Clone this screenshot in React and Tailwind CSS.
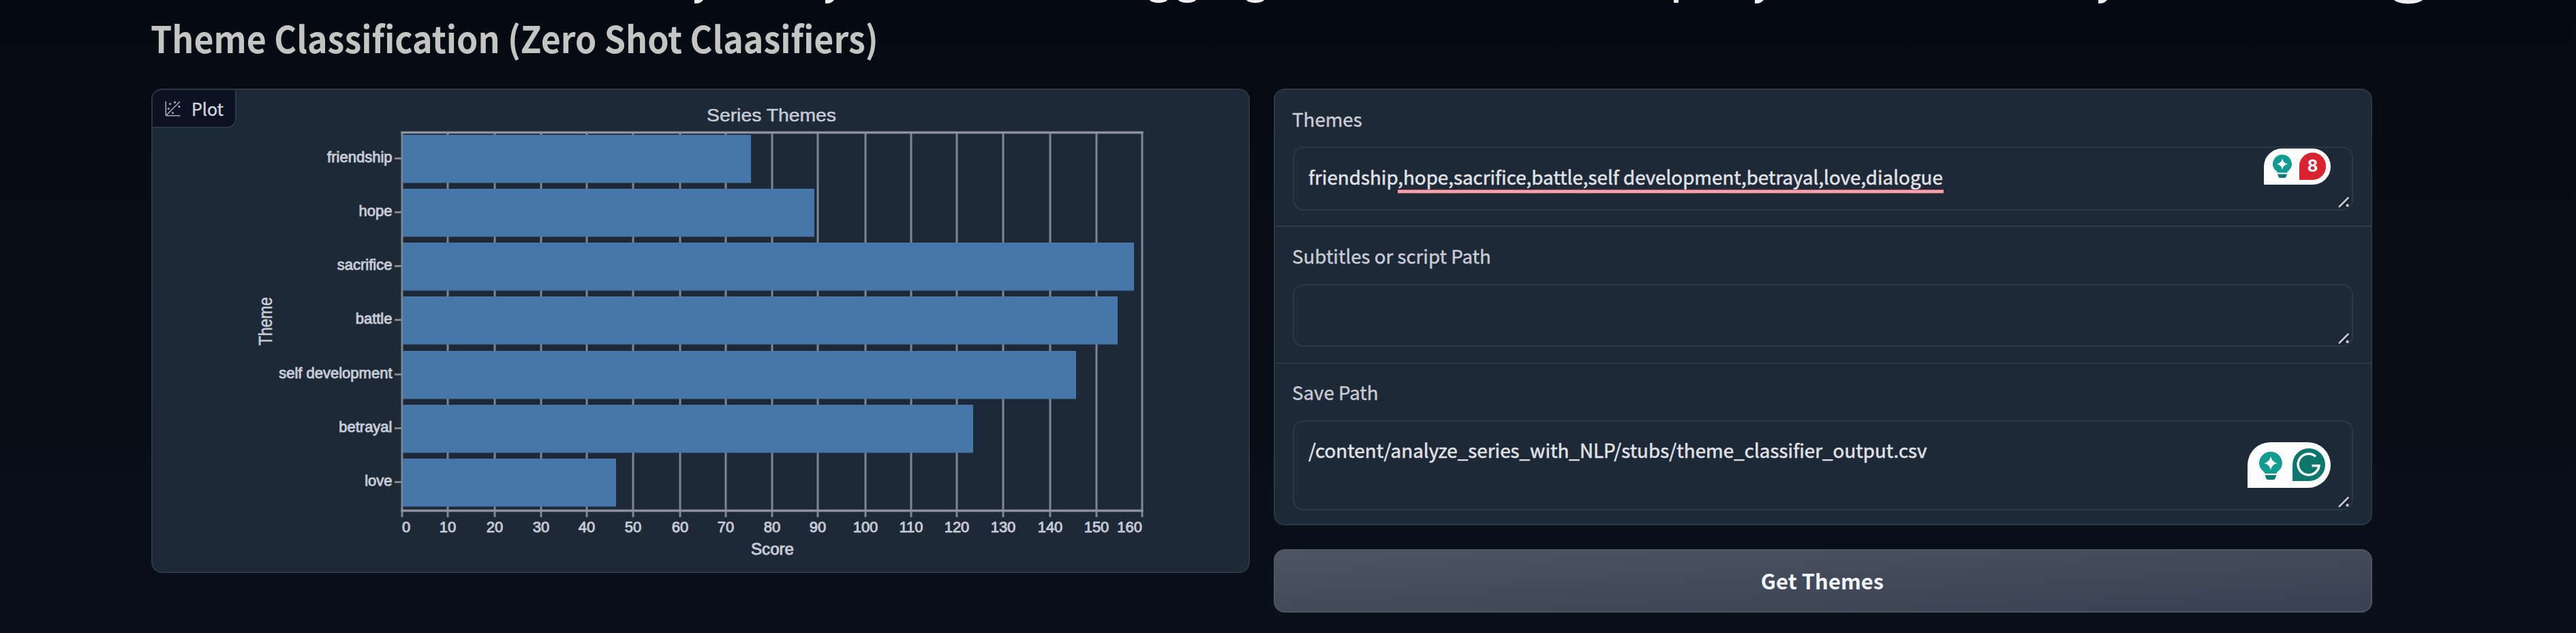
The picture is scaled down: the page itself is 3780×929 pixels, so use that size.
import React from "react";

const BARS = [
  ["friendship", 198, 1102],
  ["hope", 277, 1195],
  ["sacrifice", 356, 1664],
  ["battle", 435, 1640],
  ["self development", 515, 1579],
  ["betrayal", 594, 1428],
  ["love", 673, 904],
];
const TICKS = [590, 657, 726, 794, 861, 929, 998, 1065, 1133, 1200, 1270, 1337, 1404, 1472, 1541, 1609, 1676];

function Chart() {
  return (
    <svg viewBox="224 132 1608 707" className="block h-full w-full" fontFamily="Liberation Sans, sans-serif" fill="#c6cbd6">
      <g stroke="#7f8690" strokeWidth="3">
        {TICKS.map((x) => <line key={x} x1={x} x2={x} y1="193" y2="759" />)}
        {BARS.map(([n, y]) => <line key={n} x1="579" x2="590" y1={y + 34.5} y2={y + 34.5} />)}
      </g>
      <path d="M588.5 194.5H1677.5M588.5 749.5H1677.5" stroke="#8d939e" strokeWidth="3.5" />
      {BARS.map(([n, y, r]) => <rect key={n} x="591" y={y} width={r - 591} height="70.5" fill="#4776aa" />)}
      <g fontSize="22" stroke="#c6cbd6" strokeWidth="0.9">
        {BARS.map(([n, y]) => <text key={n} x="575.5" y={y + 40} textAnchor="end">{n}</text>)}
        {TICKS.map((x, i) => (
          <text key={x} x={i === 0 ? 590 : x} y="781" textAnchor={i === 0 ? "start" : i === 16 ? "end" : "middle"}>{i * 10}</text>
        ))}
        <text x="1102" y="814" textLength="63" lengthAdjust="spacingAndGlyphs" fontSize="23">Score</text>
        <text x="1037" y="178" textLength="190" lengthAdjust="spacingAndGlyphs" fontSize="26.5" strokeWidth="0.5">Series Themes</text>
        <text transform="translate(399 507) rotate(-90) scale(1 1.2)" textLength="71" lengthAdjust="spacingAndGlyphs" fontSize="23" strokeWidth="0.5">Theme</text>
      </g>
    </svg>
  );
}

function PlotIcon() {
  return (
    <svg viewBox="0 0 32 32" className="h-[25px] w-[25px]" fill="#a3a8b6">
      <circle cx="20" cy="4" r="2" /><circle cx="8" cy="16" r="2" /><circle cx="28" cy="12" r="2" />
      <circle cx="11" cy="7" r="2" /><circle cx="16" cy="24" r="2" />
      <path d="M30 3.4 28.6 2 4 26.6V2H2v26a2 2 0 0 0 2 2h26v-2H5.4Z" />
    </svg>
  );
}

function Bulb({ className }) {
  return (
    <svg viewBox="0 0 28 34" className={className}>
      <path d="M14 0C6.300 0 0 6.200 0 13.800c0 4.600 2.400 8 6 10.700l1 2h14l1-2c3.600-2.700 6-6.100 6-10.700C28 6.200 21.700 0 14 0Z" fill="#109c91" />
      <path d="M14 5.500q1.500 7 8 8.300-6.500 1.400-8 8.200-1.500-6.800-8-8.200 6.500-1.300 8-8.300Z" fill="#fff" />
      <path d="M7 28.500h14l-1.500 4q-.5 1.500-2 1.500h-7q-1.500 0-2-1.500Z" fill="#0b7a70" />
    </svg>
  );
}

function Field({ label, labelClass, boxClass, children }) {
  return (
    <>
      <div className={"whitespace-nowrap text-[27.7px] leading-[40px] text-[#c9ccd4] [-webkit-text-stroke:0.4px_#c9ccd4] " + labelClass}><span>{label}</span></div>
      <div className={"relative rounded-[16px] border-2 border-[#2b3847] bg-[#1e2938] pl-[21px] " + boxClass}>
        {children}
        <svg viewBox="0 0 18 18" className="absolute bottom-[1px] right-[2px] h-[18px] w-[18px]">
          <path d="M2 15.500 15 2.500M11.500 15.500 14.500 12.500" stroke="#0b1220" strokeWidth="5.500" />
          <path d="M2 15 14.500 2.500" stroke="#c3c6cc" strokeWidth="3" strokeLinecap="round" />
          <circle cx="13.500" cy="13.500" r="2.200" fill="#c3c6cc" />
        </svg>
      </div>
    </>
  );
}

export default function App() {
  return (
    <div className="relative flex h-[929px] w-[3780px] flex-col overflow-hidden bg-linear-to-b from-[#060a12] to-[#09101b] pl-[222px] font-['Noto_Sans_CJK_SC',sans-serif]">
      <svg viewBox="0 0 3780 8" className="absolute left-0 top-0 h-[8px] w-[3780px]" fill="#efefef">
        {[1019, 1211, 2575, 3079].map((x) => (
          <path key={x} transform={`translate(${x} 0)`} d="M0 0H13Q9 5 3 5H0Z" />
        ))}
        {[1700, 1742, 1842].map((x) => <ellipse key={x} cx={x} cy="-1.500" rx="13.500" ry="5.700" />)}
        <rect x="2456" y="0" width="7" height="4" />
        <ellipse cx="3534" cy="-5" rx="24" ry="10.500" />
      </svg>
      <h1 className="-ml-px mt-[15px] h-[80px] whitespace-nowrap text-[54px] font-bold leading-[80px] text-[#c4c4c2]">
        <span className="inline-block origin-left scale-x-[0.928]">Theme Classification (Zero Shot Claasifiers)</span>
      </h1>
      <div className="mt-[35px] flex gap-[35px]">
        <section className="relative h-[711px] w-[1612px] overflow-hidden rounded-[16px] border-2 border-[#2c3745] bg-[#1e2938]">
          <Chart />
          <div className="absolute left-0 top-0 flex h-[56px] w-[123px] items-center gap-[15px] rounded-br-[14px] border-b-2 border-r-2 border-[#2c3745] bg-[#0c1222] pl-[17px] text-[#d3d5da]">
            <PlotIcon />
            <span className="text-[25px] leading-none [-webkit-text-stroke:0.4px_#d3d5da]">Plot</span>
          </div>
        </section>
        <div className="flex w-[1612px] flex-col gap-[35px]">
          <section className="flex h-[641px] flex-col rounded-[16px] border-2 border-[#2c3745] bg-[#1e2938]">
            <div className="h-[201px] border-b-2 border-[#303b4b] px-[26px]">
              <Field label="Themes" labelClass="-ml-px mt-[22px]" boxClass="mt-[21px] h-[94px]">
                <div className="whitespace-nowrap pt-[22px] text-[27.75px] leading-[40px] text-[#e0e2e6] [-webkit-text-stroke:0.5px_#e0e2e6]">
                  <span>friendship,hope,sacrifice,battle,self development,betrayal,love,dialogue</span>
                </div>
                <div className="absolute left-[152px] top-[61px] h-[6px] w-[801px] border-y border-[#a55460] bg-[#f3a3ae]" />
                <div className="absolute right-[31px] top-[1px] h-[53px] w-[98px] rounded-[27px] rounded-bl-none bg-[#fdfdfd]">
                  <Bulb className="absolute left-[13px] top-[9px] h-[34px] w-[28px]" />
                  <div className="absolute left-[52px] top-[6px] flex h-[40px] w-[39px] items-center justify-center rounded-[20px] rounded-bl-none bg-[#d9232e] font-['Inter',sans-serif] text-[24px] font-bold leading-none text-white">8</div>
                </div>
              </Field>
            </div>
            <div className="h-[201px] border-b-2 border-[#2c3745] px-[26px]">
              <Field label="Subtitles or script Path" labelClass="-ml-px mt-[22px]" boxClass="mt-[22px] h-[92px]" />
            </div>
            <div className="px-[26px]">
              <Field label="Save Path" labelClass="-ml-px mt-[21px]" boxClass="mt-[22px] h-[132px]">
                <div className="whitespace-nowrap pt-[21px] text-[27.8px] leading-[40px] text-[#e0e2e6] [-webkit-text-stroke:0.5px_#e0e2e6]">
                  <span>/content/analyze_series_with_NLP/stubs/theme_classifier_output.csv</span>
                </div>
                <div className="absolute right-[31px] top-[30px] h-[67px] w-[122px] rounded-[33.5px] rounded-bl-none bg-[#fdfdff]">
                  <Bulb className="absolute left-[17px] top-[14px] h-[41px] w-[34px]" />
                  <svg viewBox="0 0 48 48" className="absolute left-[66px] top-[9px] h-[48px] w-[48px]">
                    <path d="M0 48V24A24 24 0 1 1 24 48Z" fill="#0d776d" />
                    <path d="M34 12A15.500 15.500 0 1 0 39 25.500H28.500M39 25.500H36" fill="none" stroke="#fff" strokeWidth="3.500" />
                  </svg>
                </div>
              </Field>
            </div>
          </section>
          <button className="h-[93px] rounded-[16px] border-2 border-[#4b5563] bg-linear-to-br from-[#4b5563] to-[#374151] pr-[2px] text-[31px] font-bold text-[#f3f5f8]">
            <span>Get Themes</span>
          </button>
        </div>
      </div>
    </div>
  );
}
────────────────────
From the first line of the material down to the line containing "1541, 1609, 1676];", inclusive, return each line exactly, skipping any picture.

Clone this screenshot in React and Tailwind CSS.
The picture is scaled down: the page itself is 3780×929 pixels, so use that size.
import React from "react";

const BARS = [
  ["friendship", 198, 1102],
  ["hope", 277, 1195],
  ["sacrifice", 356, 1664],
  ["battle", 435, 1640],
  ["self development", 515, 1579],
  ["betrayal", 594, 1428],
  ["love", 673, 904],
];
const TICKS = [590, 657, 726, 794, 861, 929, 998, 1065, 1133, 1200, 1270, 1337, 1404, 1472, 1541, 1609, 1676];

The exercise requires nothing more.